Brandon Sheard said he’s seen other students make similar realizations. 

“Our mission or goal is to help people enjoy their food again by understanding or being a part of the process,” he said.

The Sheards are now working to make it easier for those around the country to learn about the practices they embrace. As trailblazers of what they call the Agrarian Renaissance — the revitalization of traditional agricultural practices — they hope to spread largely forgotten knowledge, ideas and recipes through a series of online video classes. 

“We don’t have grandmas anymore to teach us how to make pork rinds,” Lauren Sheard said.

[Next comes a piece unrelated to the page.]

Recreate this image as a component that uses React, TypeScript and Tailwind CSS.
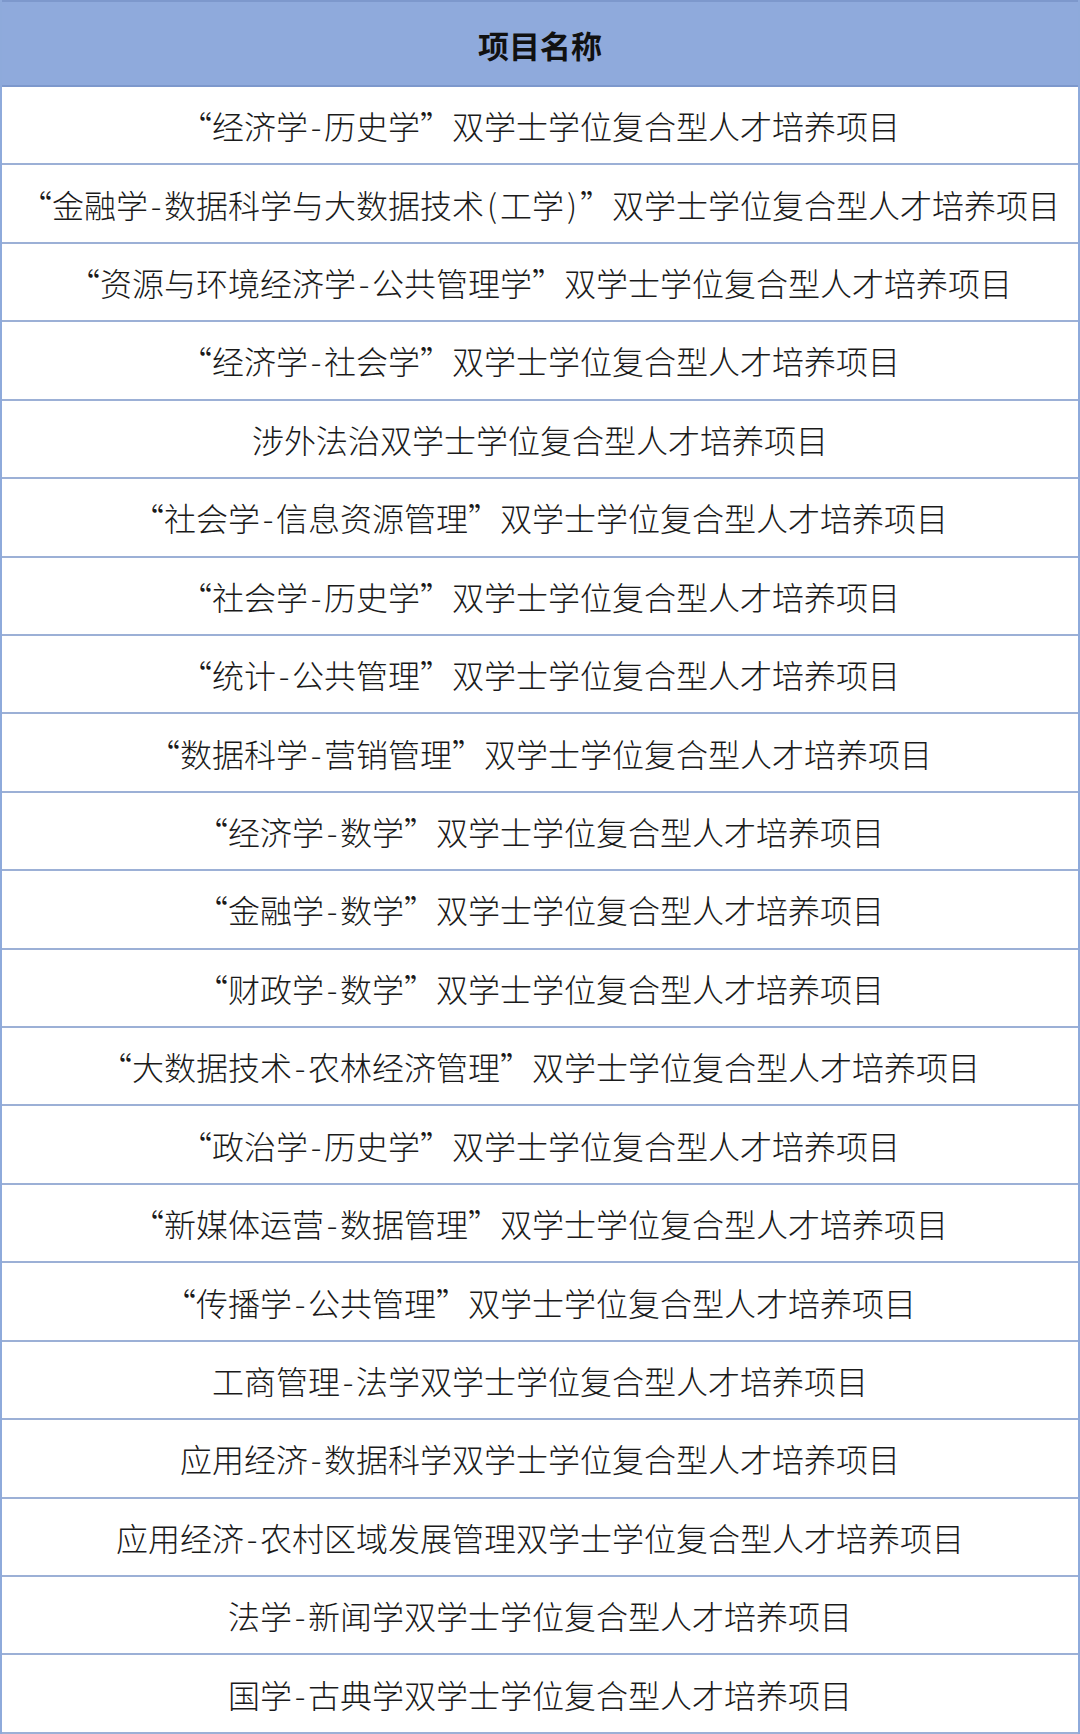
import React from "react";

const rows = [
  "“经济学-历史学”双学士学位复合型人才培养项目",
  "“金融学-数据科学与大数据技术(工学)”双学士学位复合型人才培养项目",
  "“资源与环境经济学-公共管理学”双学士学位复合型人才培养项目",
  "“经济学-社会学”双学士学位复合型人才培养项目",
  "涉外法治双学士学位复合型人才培养项目",
  "“社会学-信息资源管理”双学士学位复合型人才培养项目",
  "“社会学-历史学”双学士学位复合型人才培养项目",
  "“统计-公共管理”双学士学位复合型人才培养项目",
  "“数据科学-营销管理”双学士学位复合型人才培养项目",
  "“经济学-数学”双学士学位复合型人才培养项目",
  "“金融学-数学”双学士学位复合型人才培养项目",
  "“财政学-数学”双学士学位复合型人才培养项目",
  "“大数据技术-农林经济管理”双学士学位复合型人才培养项目",
  "“政治学-历史学”双学士学位复合型人才培养项目",
  "“新媒体运营-数据管理”双学士学位复合型人才培养项目",
  "“传播学-公共管理”双学士学位复合型人才培养项目",
  "工商管理-法学双学士学位复合型人才培养项目",
  "应用经济-数据科学双学士学位复合型人才培养项目",
  "应用经济-农村区域发展管理双学士学位复合型人才培养项目",
  "法学-新闻学双学士学位复合型人才培养项目",
  "国学-古典学双学士学位复合型人才培养项目",
];

function Line({ text }: { text: string }) {
  const parts: React.ReactNode[] = [];
  let buf = "";
  const flush = (k: string) => {
    if (buf) {
      parts.push(<span key={k}>{buf}</span>);
      buf = "";
    }
  };
  Array.from(text).forEach((ch, i) => {
    if (ch === "“") {
      flush("b" + i);
      parts.push(
        <span key={i} className="inline-block w-[1em] text-right">
          {ch}
        </span>
      );
    } else if (ch === "”") {
      flush("b" + i);
      parts.push(
        <span key={i} className="inline-block w-[1em] text-left">
          {ch}
        </span>
      );
    } else if (ch === "-" || ch === "(" || ch === ")") {
      flush("b" + i);
      parts.push(
        <span key={i} className="inline-block w-[0.5em] text-center">
          {ch}
        </span>
      );
    } else {
      buf += ch;
    }
  });
  flush("end");
  return (
    <span className="text-[32px] font-light text-[#1a1a1a] whitespace-nowrap">
      {parts}
    </span>
  );
}

export default function App() {
  return (
    <div
      className="w-[1080px] h-[1734px] flex flex-col bg-white border-x-2 border-[#8eaadb]"
      style={{ fontFamily: '"Noto Sans CJK SC", "Noto Sans", sans-serif' }}
    >
      <div className="h-[87px] shrink-0 flex items-center justify-center bg-[#8faadc] border-t-2 border-b-2 border-[#7d98cc]">
        <span className="text-[31px] font-bold text-[#111] pt-[4px]">项目名称</span>
      </div>
      {rows.map((r, i) => (
        <div
          key={i}
          className="flex-1 flex items-center justify-center border-b-2 border-[#9cb0d6]"
        >
          <Line text={r} />
        </div>
      ))}
    </div>
  );
}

Each Farmstead “webisode” will teach a slaughter or butcher process or the preparation of a dish, and will include a history lesson. The Sheards are currently looking to raise $10,000 by next week to purchase equipment and cover production costs. As of Thuesday, they had raised more than $9,000 through Kickstarter.com, where donors can pledge support and in return receive gifts such as bacon or free classes.

The Sheards hope to raise the remaining funds through an all-day event this Sunday. Billed as “The Butcher’s Benefit,” the event will take place at Island Meadow Farm and will include butchery demonstrations, the pit roasting of two animals, music and a meal prepared by the Seattle restaurant Skillet.

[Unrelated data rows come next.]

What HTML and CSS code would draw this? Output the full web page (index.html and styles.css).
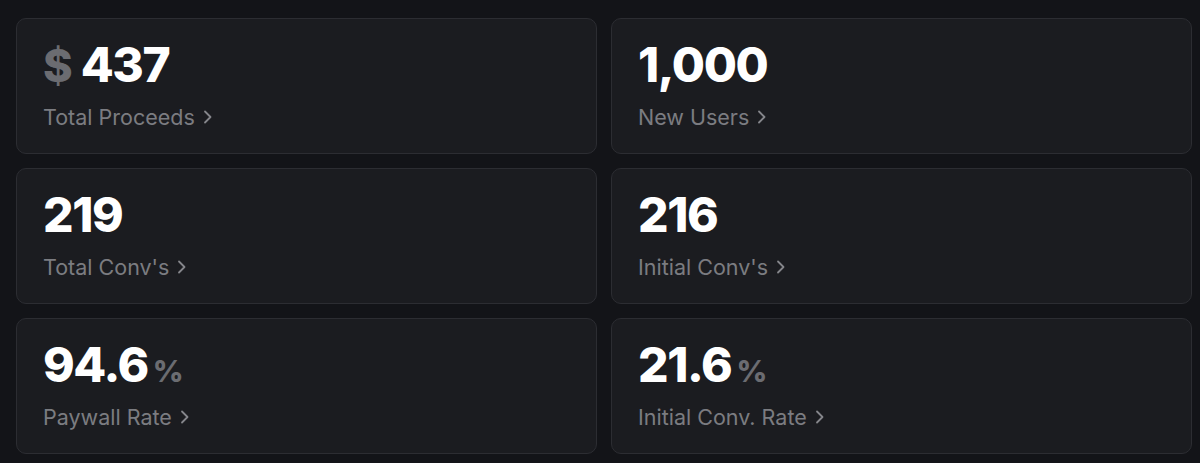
FILE: index.html
```html
<!DOCTYPE html>
<html>
<head>
<meta charset="utf-8">
<link rel="stylesheet" href="styles.css">
</head>
<body>
<div class="grid">
  <div class="card">
    <div class="value"><span class="unit pre">$</span>437</div>
    <div class="label">Total Proceeds <svg class="chev" viewBox="0 0 10 14"><path d="M2 1.5l5.5 5.5-5.5 5.5"/></svg></div>
  </div>
  <div class="card">
    <div class="value">1,000</div>
    <div class="label">New Users <svg class="chev" viewBox="0 0 10 14"><path d="M2 1.5l5.5 5.5-5.5 5.5"/></svg></div>
  </div>
  <div class="card">
    <div class="value">219</div>
    <div class="label">Total Conv's <svg class="chev" viewBox="0 0 10 14"><path d="M2 1.5l5.5 5.5-5.5 5.5"/></svg></div>
  </div>
  <div class="card">
    <div class="value">216</div>
    <div class="label">Initial Conv's <svg class="chev" viewBox="0 0 10 14"><path d="M2 1.5l5.5 5.5-5.5 5.5"/></svg></div>
  </div>
  <div class="card">
    <div class="value">94.6<span class="unit post">%</span></div>
    <div class="label">Paywall Rate <svg class="chev" viewBox="0 0 10 14"><path d="M2 1.5l5.5 5.5-5.5 5.5"/></svg></div>
  </div>
  <div class="card">
    <div class="value">21.6<span class="unit post">%</span></div>
    <div class="label">Initial Conv. Rate <svg class="chev" viewBox="0 0 10 14"><path d="M2 1.5l5.5 5.5-5.5 5.5"/></svg></div>
  </div>
</div>
</body>
</html>
```

FILE: styles.css
```css
html, body {
  margin: 0;
  background: #131418;
}
body {
  padding: 18px 8px 10px 16px;
  font-family: Inter, "Noto Sans", sans-serif;
}
.grid {
  display: grid;
  grid-template-columns: 1fr 1fr;
  column-gap: 14px;
  row-gap: 14px;
}
.card {
  height: 136px;
  box-sizing: border-box;
  border: 1px solid #2c2d32;
  border-radius: 10px;
  background: #1b1c20;
  padding: 20px 26px 0 26px;
}
.value {
  height: 52px;
  color: #ffffff;
  font-size: 48px;
  font-weight: 800;
  line-height: 52px;
  letter-spacing: -1.4px;
}
.unit {
  color: #6b6c71;
  font-weight: 800;
  letter-spacing: 0;
  line-height: 0;
}
.unit.pre { margin-right: 8px; font-size: 45px; }
.unit.post { margin-left: 5px; font-size: 30px; }
.label {
  margin-top: 14px;
  color: #7b7c81;
  font-size: 21.5px;
  line-height: 24px;
  display: flex;
  align-items: center;
}
.chev {
  width: 10px;
  height: 14px;
  margin-left: 8px;
  fill: none;
  stroke: #85868b;
  stroke-width: 1.8;
  stroke-linecap: round;
  stroke-linejoin: round;
}
```
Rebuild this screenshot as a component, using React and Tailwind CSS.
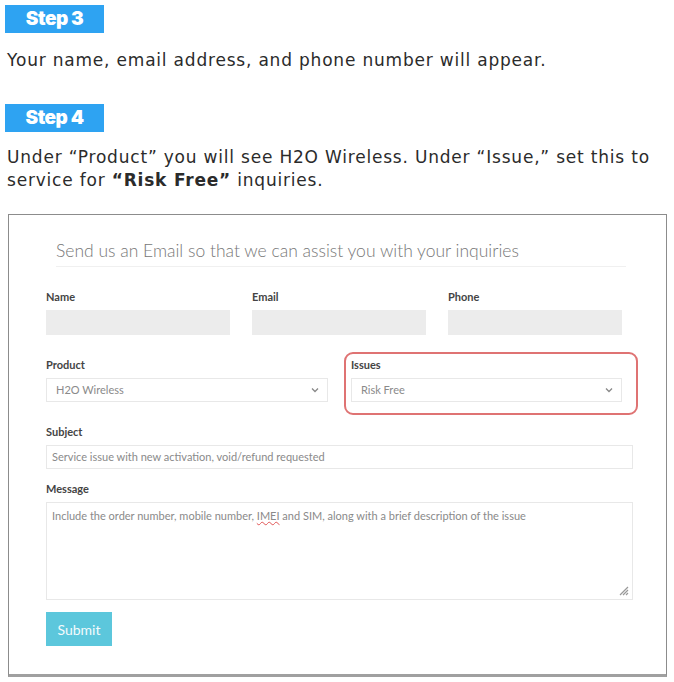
import React from 'react'

const lato = { fontFamily: 'Lato, "Open Sans", sans-serif' }
const body = { fontFamily: '"DejaVu Sans", "Open Sans", sans-serif' }

function Badge({ children, className = '' }) {
  return (
    <div className={`ml-[5px] w-[99px] h-[28px] bg-[#2ea3f2] flex items-center justify-center ${className}`}>
      <span className="text-white text-[19px] font-black tracking-[-0.5px]" style={{ fontFamily: 'Inter, sans-serif' }}>{children}</span>
    </div>
  )
}

function Label({ children }) {
  return <div className="text-[11px] leading-[14px] font-bold text-[#444] mb-[6px]">{children}</div>
}

function Chevron() {
  return (
    <svg width="8" height="6" viewBox="0 0 8 6" className="shrink-0">
      <path d="M1 1.5 L4 4.5 L7 1.5" fill="none" stroke="#888" strokeWidth="1.3" />
    </svg>
  )
}

function Select({ value, width }) {
  return (
    <div className={`${width} h-[24px] border border-[#e8e8e8] flex items-center justify-between pl-[9px] pr-[8px] text-[11px] leading-[14px]`}>
      <span className="text-[#8a8a8a]">{value}</span>
      <Chevron />
    </div>
  )
}

export default function App() {
  return (
    <div className="w-[674px] h-[682px] bg-white overflow-hidden">
      <Badge className="mt-[5px]">Step 3</Badge>
      <p className="ml-[7px] mt-[15px] text-[17px] leading-[24px] tracking-[0.8px] text-[#2b2b2b]" style={body}>
        Your name, email address, and phone number will appear.
      </p>
      <Badge className="mt-[32px]">Step 4</Badge>
      <p className="ml-[7px] mt-[14px] w-[645px] text-[17px] leading-[23px] tracking-[0.8px] text-[#2b2b2b]" style={body}>
        Under “Product” you will see H2O Wireless. Under “Issue,” set this to service for <b className="font-bold">“Risk Free”</b> inquiries.
      </p>

      {/* form screenshot */}
      <div className="ml-[8px] mt-[22px] w-[659px] h-[463px] border border-[#8c8c8c] border-b-[3px] border-b-[#a0a0a0] pl-[37px]" style={lato}>
        <div className="mt-[24px] ml-[10px] w-[570px] pb-[3px] border-b border-[#f0f0f0]">
          <span className="text-[17.5px] leading-[24px] font-light text-[#777]">
            Send us an Email so that we can assist you with your inquiries
          </span>
        </div>

        <div className="mt-[23px] flex gap-[22px]">
          <div className="w-[184px]">
            <Label>Name</Label>
            <div className="h-[25px] bg-[#ececec]" />
          </div>
          <div className="w-[174px]">
            <Label>Email</Label>
            <div className="h-[25px] bg-[#ececec]" />
          </div>
          <div className="w-[174px]">
            <Label>Phone</Label>
            <div className="h-[25px] bg-[#ececec]" />
          </div>
        </div>

        <div className="mt-[17px] flex items-start">
          <div className="pt-[6px] w-[282px]">
            <Label>Product</Label>
            <Select value="H2O Wireless" width="w-[282px]" />
          </div>
          <div className="ml-[16px] w-[294px] border-2 border-[#df7373] rounded-[9px] pl-[5px] pt-[4px] pb-[11px]">
            <Label>Issues</Label>
            <Select value="Risk Free" width="w-[271px]" />
          </div>
        </div>

        <div className="mt-[10px] w-[587px]">
          <Label>Subject</Label>
          <div className="h-[24px] border border-[#e8e8e8] flex items-center pl-[5px] text-[11px] leading-[14px]">
            <span className="text-[#8a8a8a]">Service issue with new activation, void/refund requested</span>
          </div>
        </div>

        <div className="mt-[13px] w-[587px]">
          <Label>Message</Label>
          <div className="relative h-[98px] border border-[#e8e8e8] pl-[5px] pt-[6px] text-[11px] leading-[14px]">
            <span className="text-[#8a8a8a]">
              Include the order number, mobile number, <span className="underline decoration-wavy decoration-[#e05555] decoration-1">IMEI</span> and SIM, along with a brief description of the issue
            </span>
            <svg width="10" height="10" viewBox="0 0 10 10" className="absolute right-[3px] bottom-[3px]">
              <path d="M9 1 L1 9 M9 4 L4 9 M9 7 L7 9" stroke="#999" strokeWidth="1.2" />
            </svg>
          </div>
        </div>

        <div className="mt-[12px] w-[66px] h-[34px] bg-[#5cc7dc] flex items-center justify-center">
          <span className="text-[14px] text-[#f4fbfd]">Submit</span>
        </div>
      </div>
    </div>
  )
}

 “It will be a fun day of meeting other like-minded people,” Lauren Sheard said. “And the feasting itself is going to be delicious.”

Once the goat was completely gutted and rinsed out, the men buried the few unused parts of the animal in a nearby field. Lauren Sheard, who had been tending to her youngest son, suddenly realized they had finished up.

“Where did the hide go?” she asked, searching around the tree. “Did he take the hide?”